There are dozens of questions that have to be addressed for any proposed business alliance:

  • Are strategic partnerships, joint ventures, and consortium easily coordinated and executed?
  • How do execution and management happen from the initial vision of the proposed alliance?
  • Can every facet of the alliance be quantified? 
  • Does each component of the deal structure exhibit clear pecuniary value?
  • How will the parties share and manage tangible costs and benefits? 
  • Is there a “best practices” approach to ensure legal, organizational, and financial matters? 
  • Will intellectual property origination, ownership, and use be clearly delineated among the allies?
  • What happens if one or more of the firms fail to deliver on its requisite contractual terms? 
  • Who bears risk and capital allocation burdens when actual results end up far below forecasts?
  • What are the key differences between these formations and processes? 

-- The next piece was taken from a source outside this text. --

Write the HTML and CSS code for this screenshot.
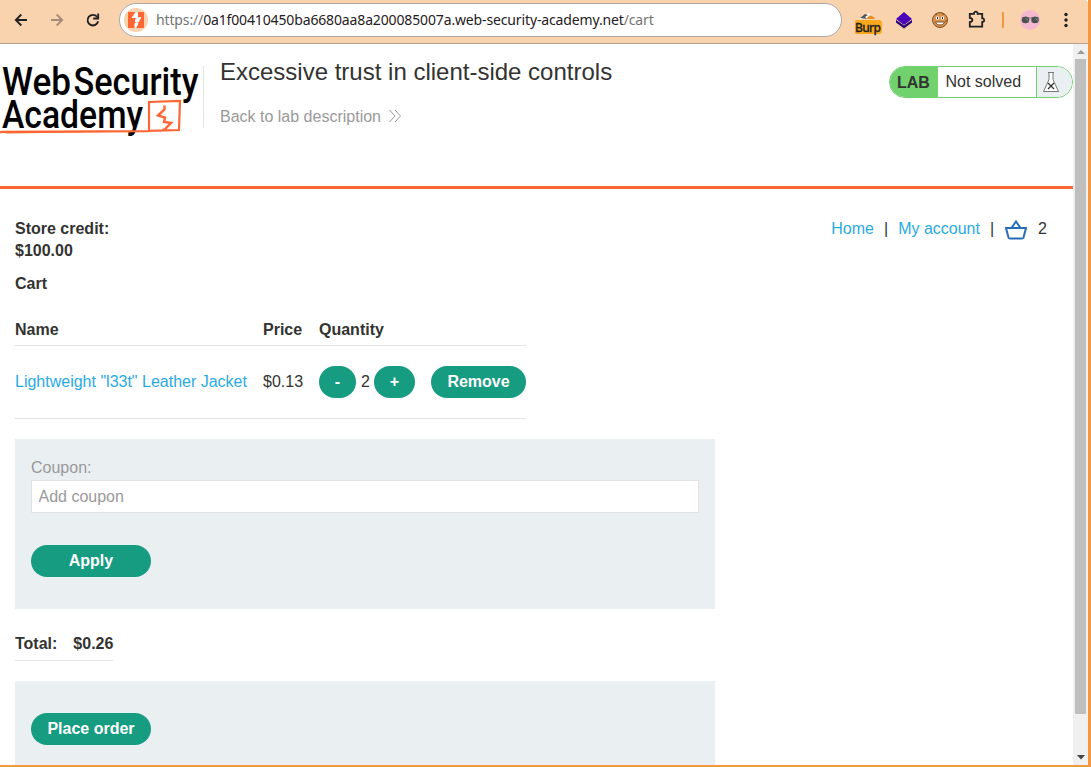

There are well-defined models, concepts, structures, and processes that could improve the upside potential of a partnership, joint venture, or consortium arrangement.  Financial Management [April 2015] noted that Grant Thornton identified: agreement, alignment, development, and flexibility as the primary drivers of successful joint ventures – while the UK’s NI-Business promotes planning, communication, trust, flexibility, problem intervention, and monitoring performance as the keys to successful alliances. 

Strategic mapping of the external competitive environment paired with potential alliance members’ functional capabilities SWOT analysis is a great starting point for developing the foundation and structural components of a winning partnership, joint venture or consortium. Add in creativity, an eye for innovation, along with well-defined metrics for valuation and potential returns [quantitative and qualitative] and today’s professional managers can in fact develop a wide range of alliance possibilities to deliver a great “win-win” for their firms and organizations.